Crown Him Lord of All

On Sunday we sang the old standard, Crown Him Lord of All.  People were really into worship and it was a joyful experience for me.  About half way through, I was overtaken with a revelation of the deep meaning of the words, at least for me.  Crown Him Lord of all.  All.  I can worry that my house has not sold, or I can crown Him Lord of the real estate market.  I can fret over these 30 pounds I can’t shake, or I can crown Him Lord of my mind, will and emotions; Lord of my flesh.  I can crown Him Lord of all things, all joy, all sorrow, all accomplishments, all weakness.  I can actively take part, I can tap into the flow of living water that causes my soul to jump for joy at the sound of His name.  Just me, I am allowed to do that by grace.  I am allowed to do that because He loves me and invites me to the table He sets for me.  He invites me to His party while He takes care of the stuff of life.

Sometimes I forget to look up instead of looking in.  Looking at what I can do or how I look is not kingdom looking.  Looking at Jesus, seeking His face, His will for the situation, His glory…that is eternal looking!  I feel like I’ve wasted a lot of time in my life sweating the small stuff.  Really, if I just crown Him Lord of all in my life, I can proceed with confidence and joy.  That makes me really happy!  I am an overcomer and I am living a victorious life filled with joy and wonder simply because He is Lord of all.

 

That’s all I got today sisters.

Crossroads

I find myself at another crossroads in this life.  It happens now and again that you have to make a decision, what to do, where to go.  I am sitting in the middle of the intersection looking at my four choices.  I could keep going straight ahead, I could turn around and start over, I could go to the right or to the left and just look for another way.  Lots of choices, lots of ways to find the meaning in the big picture.  How are the people around me affected by each choice?  How am I personally affected?  What impact is there, what consequence could be derived?  Is it right, is it wrong? 
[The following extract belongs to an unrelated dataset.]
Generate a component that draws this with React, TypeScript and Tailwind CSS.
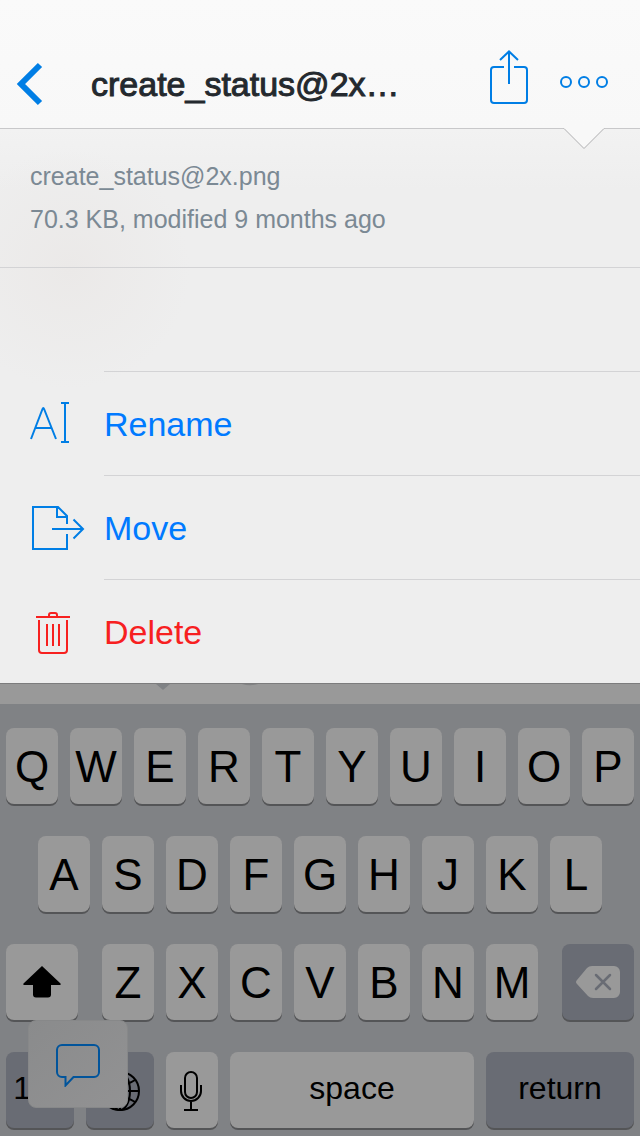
import type { ReactNode } from "react";

const title = "create_status@2x…";

function BackIcon() {
  return (
    <svg width="28" height="44" viewBox="0 0 28 44" fill="none" stroke="#007ee5" strokeWidth="6" aria-hidden="true">
      <path d="M24 3 5 22 24 41" />
    </svg>
  );
}

function ShareIcon() {
  return (
    <svg width="40" height="56" viewBox="0 0 40 56" fill="none" stroke="#007ee5" strokeWidth="2" aria-hidden="true">
      <path d="M15 17H5a3 3 0 0 0-3 3v30a3 3 0 0 0 3 3h30a3 3 0 0 0 3-3V20a3 3 0 0 0-3-3H25" />
      <path d="M20 34V1.500M11 10l9-8.500 9 8.500" />
    </svg>
  );
}

function MoreIcon() {
  return (
    <svg width="50" height="14" viewBox="0 0 50 14" fill="none" stroke="#007ee5" strokeWidth="2" aria-hidden="true">
      <circle cx="7" cy="7" r="5" />
      <circle cx="25" cy="7" r="5" />
      <circle cx="43" cy="7" r="5" />
    </svg>
  );
}

function RenameIcon() {
  return (
    <svg width="56" height="48" viewBox="0 0 56 48" fill="none" stroke="#007ee5" strokeWidth="2" aria-hidden="true">
      <path d="M1 39 12.500 9q.8-2 1.600 0L26 39M5.500 28H21.500" />
      <path d="M31 3h8M31 42h8M35 3v39" />
    </svg>
  );
}

function MoveIcon() {
  return (
    <svg width="56" height="48" viewBox="0 0 56 48" fill="none" stroke="#007ee5" strokeWidth="2" aria-hidden="true">
      <path d="M37 20V12L28 3H3v42h34V30M27 3v10h10" />
      <path d="M22 25h31M43.500 15.500 53 25l-9.500 9.500" />
    </svg>
  );
}

function TrashIcon() {
  return (
    <svg width="56" height="48" viewBox="0 0 56 48" fill="none" stroke="#f7201f" strokeWidth="2" aria-hidden="true">
      <path d="M6 9h34M19 9V7a2 2 0 0 1 2-2h4a2 2 0 0 1 2 2v2" />
      <path d="M9 12v30a3 3 0 0 0 3 3h22a3 3 0 0 0 3-3V12M17 16v22M23 16v22M29 16v22" />
    </svg>
  );
}

function ShiftIcon() {
  return (
    <svg width="38" height="32" viewBox="0 0 38 32" aria-hidden="true">
      <path d="M19 0 37.500 17.500q1 1.500-1 1.500H28v9.500a3 3 0 0 1-3 3H13a3 3 0 0 1-3-3V19H1.500q-2 0-1-1.500Z" />
    </svg>
  );
}

function DeleteIcon() {
  return (
    <svg width="44" height="32" viewBox="0 0 44 32" aria-hidden="true">
      <path d="M16 0h22a6 6 0 0 1 6 6v20a6 6 0 0 1-6 6H17q-3 0-5-2L1 18q-2-2 0-4L11 2q2-2 5-2Z" fill="#999" />
      <path d="m20 9 14 14M34 9 20 23" stroke="#696c74" strokeWidth="2.500" strokeLinecap="round" />
    </svg>
  );
}

function GlobeIcon() {
  return (
    <svg width="42" height="44" viewBox="0 0 42 44" fill="none" stroke="#000" strokeWidth="2" aria-hidden="true">
      <circle cx="21" cy="23" r="19" />
      <ellipse cx="21" cy="23" rx="10" ry="19" />
      <path d="M21 4v38M2 23h38M6 12q15 10 30 0M6 34q15-10 30 0" />
    </svg>
  );
}

function MicIcon() {
  return (
    <svg width="24" height="42" viewBox="0 0 24 42" fill="none" stroke="#000" strokeWidth="2" aria-hidden="true">
      <rect x="5" y="3" width="12" height="26" rx="6" />
      <path d="M1 16v6a10 10 0 0 0 20 0v-6M11 32v9M4 41h14" />
    </svg>
  );
}

function ChatIcon() {
  return (
    <svg width="46" height="46" viewBox="0 0 46 46" fill="none" stroke="#01549b" strokeWidth="2" aria-hidden="true">
      <path d="M7 4h32a5 5 0 0 1 5 5v22a5 5 0 0 1-5 5H18.500L10.500 44.500V36H7a5 5 0 0 1-5-5V9a5 5 0 0 1 5-5Z" />
    </svg>
  );
}

function Action({ icon, label, danger = false, last = false }: { icon: ReactNode; label: string; danger?: boolean; last?: boolean }) {
  return (
    <li>
      <button
        type="button"
        className={`flex w-full items-center gap-[18px] pl-[30px] text-left ${last ? "h-[103px]" : "h-[104px]"}`}
      >
        <span className="w-14 shrink-0">{icon}</span>
        <span
          className={`flex h-full flex-1 items-center text-[34px] leading-10 ${danger ? "text-[#f7201f]" : "text-[#007aff]"} ${last ? "" : "border-b border-[#d3d3d5]"}`}
        >
          {label}
        </span>
      </button>
    </li>
  );
}

function Key({ children, dark = false, small = false, label }: { children: ReactNode; dark?: boolean; small?: boolean; label?: string }) {
  return (
    <button
      type="button"
      aria-label={label}
      className={`flex h-[76px] min-w-0 flex-1 items-center justify-center rounded-lg shadow-[0_2px_0_#545557] ${dark ? "bg-[#696c74]" : "bg-[#999999]"} ${small ? "pb-1 text-[32px]" : "text-[44px]"} leading-none text-black`}
    >
      {children}
    </button>
  );
}

function Letters({ keys }: { keys: string }) {
  return (
    <div className="flex gap-3">
      {keys.split("").map((k) => (
        <Key key={k}>
          <span className="pt-0.5">{k}</span>
        </Key>
      ))}
    </div>
  );
}

export default function App() {
  return (
    <div className="flex min-h-screen flex-col bg-[#808285] font-['Liberation_Sans',Arial,sans-serif]">
      <header className="relative flex h-[129px] items-center border-b border-[#c8c8ca] bg-linear-to-b from-[#fafafa] to-[#f8f8f8] pt-[40px] pr-[31px] pl-4">
        <button type="button" aria-label="Back" className="w-[75px] shrink-0">
          <BackIcon />
        </button>
        <h1 className="min-w-0 flex-1 truncate text-[34px] leading-10 text-[#24292e] [-webkit-text-stroke:1px_#24292e]">{title}</h1>
        <div className="flex shrink-0 items-center gap-[30px]">
          <button type="button" aria-label="Share" className="pb-3">
            <ShareIcon />
          </button>
          <button type="button" aria-label="More" className="pb-1">
            <MoreIcon />
          </button>
        </div>
        <svg className="absolute top-[127px] right-[35px]" width="42" height="23" viewBox="0 0 42 23" aria-hidden="true">
          <path d="M1 0v1.500l20 20 20-20V0Z" fill="#f8f8f8" />
          <path d="m1 1.500 20 20 20-20" fill="none" stroke="#b0b0b2" />
        </svg>
      </header>

      <main className="border-b border-[#7c7c7d] bg-[#eeeeee] bg-[radial-gradient(circle_at_70px_140px,#ebe9e8_0,#eeeeee00_120px),linear-gradient(to_bottom,#f2f2f2,#eeeeee_60px)]">
        <section className="border-b border-[#d3d3d5] px-[30px] pt-[26px] pb-[26px] text-[25px] leading-[43px] text-[#7b8994]">
          <p>create_status@2x.png</p>
          <p>70.3 KB, modified 9 months ago</p>
        </section>
        <div className="ml-[104px] h-[104px] border-b border-[#d3d3d5]" />
        <ul>
          <Action icon={<RenameIcon />} label="Rename" />
          <Action icon={<MoveIcon />} label="Move" />
          <Action icon={<TrashIcon />} label="Delete" danger last />
        </ul>
      </main>

      <div className="h-5 bg-[#999999]">
        <svg width="360" height="8" viewBox="0 0 360 8" aria-hidden="true">
          <path d="M156 0h14l-7 6Z" fill="#808285" />
          <path d="M242 0h16q-8 2.500-16 0Z" fill="#818283" />
        </svg>
      </div>

      <section aria-label="Keyboard" className="relative flex flex-1 flex-col gap-8 px-[6px] pt-6 pb-2">
        <Letters keys="QWERTYUIOP" />
        <div className="px-8">
          <Letters keys="ASDFGHJKL" />
        </div>
        <div className="grid grid-cols-[72fr_436fr_72fr] gap-6">
          <Key label="Shift">
            <ShiftIcon />
          </Key>
          <Letters keys="ZXCVBNM" />
          <Key dark label="Delete backward">
            <DeleteIcon />
          </Key>
        </div>
        <div className="grid grid-cols-[68fr_68fr_52fr_244fr_148fr] gap-3">
          <Key dark small>
            123
          </Key>
          <Key dark label="Next keyboard">
            <GlobeIcon />
          </Key>
          <Key label="Dictate">
            <MicIcon />
          </Key>
          <Key small>space</Key>
          <Key dark small>
            return
          </Key>
        </div>
        <button
          type="button"
          aria-label="Comments"
          className="absolute bottom-7 left-7 flex h-[88px] w-[100px] items-center justify-center rounded-lg border border-[#878889] bg-linear-to-br from-[#8a8b8c] to-[#929293]"
        >
          <ChatIcon />
        </button>
      </section>
    </div>
  );
}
We all come to this point many times during our lives I think.  Everyone has a time of choice, a new season, a correction or consequence from the previous crossroad.  The one constant I see here is that when I approach the crossroad, I’m  in reality coming to the Cross.  The intersection is the heart of God.  The answer is there if I will be quiet and listen to His heartbeat.  There’s where the plan unfolds, the truth, the peace.  I find that when I use peace as a measuring stick for my decisions in life, it’s always the right choice that’s made.  I know God’s peace, I know it’s right.  The questions fall away, the peace enfolds.  It’s time again to move out, in His strength, not my own.  No striving, no confusion, just a knowing.  I’m grateful.